_WHAT TO PRODUCE_
Set down the full listing exactly as given. Any pictures are to be left out.

━━━━━ DATA BLOCK ━━━━━

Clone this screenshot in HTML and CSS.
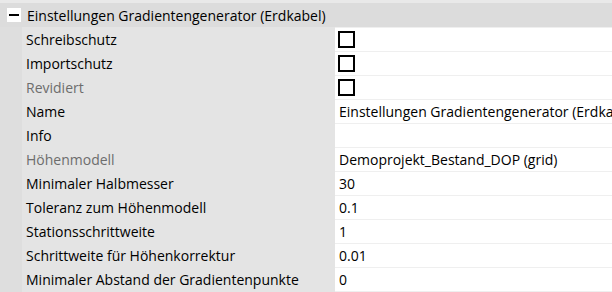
FILE: index.html
```html
<!DOCTYPE html>
<html lang="de">
<head>
<meta charset="utf-8">
<title>Eigenschaften</title>
<link rel="stylesheet" href="styles.css">
</head>
<body>
<div class="grid">
  <div class="cat">
    <span class="toggle"></span>
    <span class="cat-title">Einstellungen Gradientengenerator (Erdkabel)</span>
  </div>
  <div class="row"><div class="gutter"></div><div class="label">Schreibschutz</div><div class="value"><span class="check"></span></div></div>
  <div class="row"><div class="gutter"></div><div class="label">Importschutz</div><div class="value"><span class="check"></span></div></div>
  <div class="row"><div class="gutter"></div><div class="label disabled">Revidiert</div><div class="value"><span class="check"></span></div></div>
  <div class="row"><div class="gutter"></div><div class="label">Name</div><div class="value">Einstellungen Gradientengenerator (Erdkabel)</div></div>
  <div class="row"><div class="gutter"></div><div class="label">Info</div><div class="value"></div></div>
  <div class="row"><div class="gutter"></div><div class="label disabled">Höhenmodell</div><div class="value">Demoprojekt_Bestand_DOP (grid)</div></div>
  <div class="row"><div class="gutter"></div><div class="label">Minimaler Halbmesser</div><div class="value">30</div></div>
  <div class="row"><div class="gutter"></div><div class="label">Toleranz zum Höhenmodell</div><div class="value">0.1</div></div>
  <div class="row"><div class="gutter"></div><div class="label">Stationsschrittweite</div><div class="value">1</div></div>
  <div class="row"><div class="gutter"></div><div class="label">Schrittweite für Höhenkorrektur</div><div class="value">0.01</div></div>
  <div class="row last"><div class="gutter"></div><div class="label">Minimaler Abstand der Gradientenpunkte</div><div class="value">0</div></div>
</div>
</body>
</html>
```
FILE: styles.css
```css
html, body {
  margin: 0;
  padding: 0;
  background: #ffffff;
}
body {
  width: 612px;
  height: 292px;
  overflow: hidden;
  font-family: "Open Sans", "Noto Sans", "Liberation Sans", sans-serif;
  font-size: 14px;
  color: #000000;
}
.grid {
  display: flex;
  flex-direction: column;
}
.cat {
  height: 24px;
  border-top: 3px solid #e9e9e9;
  background: #dcdcdc;
  display: flex;
  align-items: center;
  white-space: nowrap;
}
.toggle {
  position: relative;
  width: 14px;
  height: 14px;
  margin-left: 7px;
  background: #ffffff;
  flex: none;
}
.toggle::after {
  content: "";
  position: absolute;
  left: 2px;
  right: 2px;
  top: 6px;
  height: 2px;
  background: #000000;
}
.cat-title {
  margin-left: 6px;
}
.row {
  display: grid;
  grid-template-columns: 22px 313px 1fr;
  height: 24px;
}
.row.last {
  height: 25px;
}
.gutter {
  background: #dedede;
}
.label {
  background: #e4e4e4;
  padding-left: 4px;
  display: flex;
  align-items: center;
  white-space: nowrap;
  overflow: hidden;
}
.label.disabled {
  color: #6d6d6d;
}
.value {
  background: #ffffff;
  border-top: 1px solid #efefef;
  padding-left: 4px;
  display: flex;
  align-items: center;
  white-space: nowrap;
  overflow: hidden;
}
.row.last .value {
  border-bottom: 1px solid #efefef;
}
.check {
  width: 17px;
  height: 17px;
  box-sizing: border-box;
  border: 2px solid #000000;
  margin-left: -1px;
  flex: none;
}
```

━━━━━

_WORKED ANSWER_
Clone this screenshot in HTML and CSS.
FILE: index.html
```html
<!DOCTYPE html>
<html lang="de">
<head>
<meta charset="utf-8">
<title>Eigenschaften</title>
<link rel="stylesheet" href="styles.css">
</head>
<body>
<div class="grid">
  <div class="cat">
    <span class="toggle"></span>
    <span class="cat-title">Einstellungen Gradientengenerator (Erdkabel)</span>
  </div>
  <div class="row"><div class="gutter"></div><div class="label">Schreibschutz</div><div class="value"><span class="check"></span></div></div>
  <div class="row"><div class="gutter"></div><div class="label">Importschutz</div><div class="value"><span class="check"></span></div></div>
  <div class="row"><div class="gutter"></div><div class="label disabled">Revidiert</div><div class="value"><span class="check"></span></div></div>
  <div class="row"><div class="gutter"></div><div class="label">Name</div><div class="value">Einstellungen Gradientengenerator (Erdkabel)</div></div>
  <div class="row"><div class="gutter"></div><div class="label">Info</div><div class="value"></div></div>
  <div class="row"><div class="gutter"></div><div class="label disabled">Höhenmodell</div><div class="value">Demoprojekt_Bestand_DOP (grid)</div></div>
  <div class="row"><div class="gutter"></div><div class="label">Minimaler Halbmesser</div><div class="value">30</div></div>
  <div class="row"><div class="gutter"></div><div class="label">Toleranz zum Höhenmodell</div><div class="value">0.1</div></div>
  <div class="row"><div class="gutter"></div><div class="label">Stationsschrittweite</div><div class="value">1</div></div>
  <div class="row"><div class="gutter"></div><div class="label">Schrittweite für Höhenkorrektur</div><div class="value">0.01</div></div>
  <div class="row last"><div class="gutter"></div><div class="label">Minimaler Abstand der Gradientenpunkte</div><div class="value">0</div></div>
</div>
</body>
</html>
```
FILE: styles.css
```css
html, body {
  margin: 0;
  padding: 0;
  background: #ffffff;
}
body {
  width: 612px;
  height: 292px;
  overflow: hidden;
  font-family: "Open Sans", "Noto Sans", "Liberation Sans", sans-serif;
  font-size: 14px;
  color: #000000;
}
.grid {
  display: flex;
  flex-direction: column;
}
.cat {
  height: 24px;
  border-top: 3px solid #e9e9e9;
  background: #dcdcdc;
  display: flex;
  align-items: center;
  white-space: nowrap;
}
.toggle {
  position: relative;
  width: 14px;
  height: 14px;
  margin-left: 7px;
  background: #ffffff;
  flex: none;
}
.toggle::after {
  content: "";
  position: absolute;
  left: 2px;
  right: 2px;
  top: 6px;
  height: 2px;
  background: #000000;
}
.cat-title {
  margin-left: 6px;
}
.row {
  display: grid;
  grid-template-columns: 22px 313px 1fr;
  height: 24px;
}
.row.last {
  height: 25px;
}
.gutter {
  background: #dedede;
}
.label {
  background: #e4e4e4;
  padding-left: 4px;
  display: flex;
  align-items: center;
  white-space: nowrap;
  overflow: hidden;
}
.label.disabled {
  color: #6d6d6d;
}
.value {
  background: #ffffff;
  border-top: 1px solid #efefef;
  padding-left: 4px;
  display: flex;
  align-items: center;
  white-space: nowrap;
  overflow: hidden;
}
.row.last .value {
  border-bottom: 1px solid #efefef;
}
.check {
  width: 17px;
  height: 17px;
  box-sizing: border-box;
  border: 2px solid #000000;
  margin-left: -1px;
  flex: none;
}
```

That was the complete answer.